## START
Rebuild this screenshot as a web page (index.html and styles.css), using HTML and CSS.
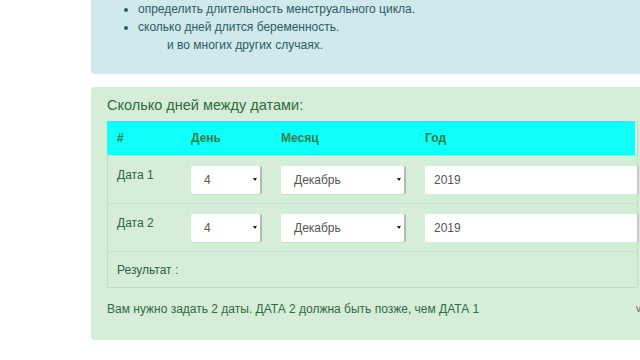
FILE: index.html
```html
<!DOCTYPE html>
<html lang="ru">
<head>
<meta charset="utf-8">
<title>Сколько дней между датами</title>
<link rel="stylesheet" href="styles.css">
</head>
<body>
<div class="page">
  <div class="info">
    <ul class="list">
      <li>определить длительность менструального цикла.</li>
      <li>сколько дней длится беременность.</li>
    </ul>
    <p class="more">и во многих других случаях.</p>
  </div>
  <div class="calc">
    <h2 class="title">Сколько дней между датами:</h2>
    <div class="table">
      <div class="row head">
        <div class="c c1">#</div>
        <div class="c c2">День</div>
        <div class="c c3">Месяц</div>
        <div class="c c4">Год</div>
      </div>
      <div class="row">
        <div class="c c1 label">Дата 1</div>
        <div class="c c2"><div class="sel day"><span>4</span><i class="arr"></i></div></div>
        <div class="c c3"><div class="sel month"><span>Декабрь</span><i class="arr"></i></div></div>
        <div class="c c4"><div class="inp">2019</div></div>
      </div>
      <div class="row">
        <div class="c c1 label">Дата 2</div>
        <div class="c c2"><div class="sel day"><span>4</span><i class="arr"></i></div></div>
        <div class="c c3"><div class="sel month"><span>Декабрь</span><i class="arr"></i></div></div>
        <div class="c c4"><div class="inp">2019</div></div>
      </div>
      <div class="row last">
        <div class="c label">Результат :</div>
      </div>
    </div>
    <div class="note"><span>Вам нужно задать 2 даты. ДАТА 2 должна быть позже, чем ДАТА 1</span><span class="cut">v</span></div>
  </div>
</div>
</body>
</html>
```

FILE: styles.css
```css
html, body {
  margin: 0;
  padding: 0;
  background: #ffffff;
  overflow: hidden;
}
body {
  font-family: "Liberation Sans", Arial, sans-serif;
  font-size: 12px;
  color: #333;
}
.page {
  padding-left: 91px;
  width: 580px;
}
.info {
  background: #d0e9ed;
  border-radius: 0 0 4px 4px;
  padding: 0 0 20px 0;
  color: #2f5a66;
  line-height: 18px;
}
.list {
  margin: 0;
  padding-left: 47px;
}
.list li {
  line-height: 18px;
}
.more {
  margin: 0;
  padding-left: 76px;
}
.calc {
  margin-top: 13px;
  background: #d6eed8;
  border-radius: 4px 0 0 4px;
  padding: 8px 0 22px 16px;
  color: #2f6b3f;
}
.title {
  margin: 0 0 6px 0;
  font-size: 14.5px;
  font-weight: normal;
  line-height: 20px;
  color: #2f6b3f;
}
.table {
  width: 531px;
  border: 1px solid #c3dcc5;
  border-top: none;
  box-sizing: border-box;
}
.row {
  display: flex;
  border-top: 1px solid #c9e0ca;
  padding: 10px 0 9px 0;
  min-height: 28px;
}
.row.head {
  background: #0ffffb;
  border-top: none;
  padding: 0;
  height: 34px;
  align-items: center;
  font-size: 12px;
  font-weight: bold;
  color: #297f4b;
  margin-left: -1px;
  margin-right: 2px;
}
.row.last {
  padding: 9px 0 8px 0;
  min-height: 18px;
}
.c {
  padding-left: 9px;
  box-sizing: border-box;
  line-height: 18px;
}
.head .c { padding-left: 10px; }
.c1 { width: 74px; }
.c2 { width: 90px; }
.c3 { width: 144px; }
.c4 { flex: 1; }
.label {
  color: #2f5f45;
  font-size: 12px;
  padding-left: 9px;
}
.sel {
  position: relative;
  height: 28px;
  background: #fff;
  border-radius: 2px;
  box-shadow: 0 1px 1px rgba(0,0,0,0.08);
  display: flex;
  align-items: center;
  padding-left: 13px;
  box-sizing: border-box;
  font-size: 12px;
  color: #555;
  border-right: 2px solid #b9b9b9;
}
.sel.day { width: 71px; }
.sel.month { width: 125px; }
.arr {
  position: absolute;
  right: 3px;
  top: 12px;
  width: 0;
  height: 0;
  border-left: 2px solid transparent;
  border-right: 2px solid transparent;
  border-top: 3px solid #222;
}
.inp {
  height: 28px;
  background: #fff;
  border-radius: 2px 0 0 2px;
  display: flex;
  align-items: center;
  padding-left: 9px;
  font-size: 12px;
  color: #555;
  margin-right: -2px;
  border-right: 2px solid #c8c8c8;
}
.note {
  margin-top: 12px;
  line-height: 18px;
  color: #2f6b3f;
  font-size: 12px;
  display: flex;
  width: 534px;
  justify-content: space-between;
}
.cut {
  color: #666;
  font-size: 10px;
}
```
## END
* GIVEN INSTRUCTION: Transcribe the whole listing exactly. Pictures are excluded.

* OUTPUT:
Rebuild this screenshot as a web page (index.html and styles.css), using HTML and CSS.
FILE: index.html
```html
<!DOCTYPE html>
<html lang="ru">
<head>
<meta charset="utf-8">
<title>Сколько дней между датами</title>
<link rel="stylesheet" href="styles.css">
</head>
<body>
<div class="page">
  <div class="info">
    <ul class="list">
      <li>определить длительность менструального цикла.</li>
      <li>сколько дней длится беременность.</li>
    </ul>
    <p class="more">и во многих других случаях.</p>
  </div>
  <div class="calc">
    <h2 class="title">Сколько дней между датами:</h2>
    <div class="table">
      <div class="row head">
        <div class="c c1">#</div>
        <div class="c c2">День</div>
        <div class="c c3">Месяц</div>
        <div class="c c4">Год</div>
      </div>
      <div class="row">
        <div class="c c1 label">Дата 1</div>
        <div class="c c2"><div class="sel day"><span>4</span><i class="arr"></i></div></div>
        <div class="c c3"><div class="sel month"><span>Декабрь</span><i class="arr"></i></div></div>
        <div class="c c4"><div class="inp">2019</div></div>
      </div>
      <div class="row">
        <div class="c c1 label">Дата 2</div>
        <div class="c c2"><div class="sel day"><span>4</span><i class="arr"></i></div></div>
        <div class="c c3"><div class="sel month"><span>Декабрь</span><i class="arr"></i></div></div>
        <div class="c c4"><div class="inp">2019</div></div>
      </div>
      <div class="row last">
        <div class="c label">Результат :</div>
      </div>
    </div>
    <div class="note"><span>Вам нужно задать 2 даты. ДАТА 2 должна быть позже, чем ДАТА 1</span><span class="cut">v</span></div>
  </div>
</div>
</body>
</html>
```

FILE: styles.css
```css
html, body {
  margin: 0;
  padding: 0;
  background: #ffffff;
  overflow: hidden;
}
body {
  font-family: "Liberation Sans", Arial, sans-serif;
  font-size: 12px;
  color: #333;
}
.page {
  padding-left: 91px;
  width: 580px;
}
.info {
  background: #d0e9ed;
  border-radius: 0 0 4px 4px;
  padding: 0 0 20px 0;
  color: #2f5a66;
  line-height: 18px;
}
.list {
  margin: 0;
  padding-left: 47px;
}
.list li {
  line-height: 18px;
}
.more {
  margin: 0;
  padding-left: 76px;
}
.calc {
  margin-top: 13px;
  background: #d6eed8;
  border-radius: 4px 0 0 4px;
  padding: 8px 0 22px 16px;
  color: #2f6b3f;
}
.title {
  margin: 0 0 6px 0;
  font-size: 14.5px;
  font-weight: normal;
  line-height: 20px;
  color: #2f6b3f;
}
.table {
  width: 531px;
  border: 1px solid #c3dcc5;
  border-top: none;
  box-sizing: border-box;
}
.row {
  display: flex;
  border-top: 1px solid #c9e0ca;
  padding: 10px 0 9px 0;
  min-height: 28px;
}
.row.head {
  background: #0ffffb;
  border-top: none;
  padding: 0;
  height: 34px;
  align-items: center;
  font-size: 12px;
  font-weight: bold;
  color: #297f4b;
  margin-left: -1px;
  margin-right: 2px;
}
.row.last {
  padding: 9px 0 8px 0;
  min-height: 18px;
}
.c {
  padding-left: 9px;
  box-sizing: border-box;
  line-height: 18px;
}
.head .c { padding-left: 10px; }
.c1 { width: 74px; }
.c2 { width: 90px; }
.c3 { width: 144px; }
.c4 { flex: 1; }
.label {
  color: #2f5f45;
  font-size: 12px;
  padding-left: 9px;
}
.sel {
  position: relative;
  height: 28px;
  background: #fff;
  border-radius: 2px;
  box-shadow: 0 1px 1px rgba(0,0,0,0.08);
  display: flex;
  align-items: center;
  padding-left: 13px;
  box-sizing: border-box;
  font-size: 12px;
  color: #555;
  border-right: 2px solid #b9b9b9;
}
.sel.day { width: 71px; }
.sel.month { width: 125px; }
.arr {
  position: absolute;
  right: 3px;
  top: 12px;
  width: 0;
  height: 0;
  border-left: 2px solid transparent;
  border-right: 2px solid transparent;
  border-top: 3px solid #222;
}
.inp {
  height: 28px;
  background: #fff;
  border-radius: 2px 0 0 2px;
  display: flex;
  align-items: center;
  padding-left: 9px;
  font-size: 12px;
  color: #555;
  margin-right: -2px;
  border-right: 2px solid #c8c8c8;
}
.note {
  margin-top: 12px;
  line-height: 18px;
  color: #2f6b3f;
  font-size: 12px;
  display: flex;
  width: 534px;
  justify-content: space-between;
}
.cut {
  color: #666;
  font-size: 10px;
}
```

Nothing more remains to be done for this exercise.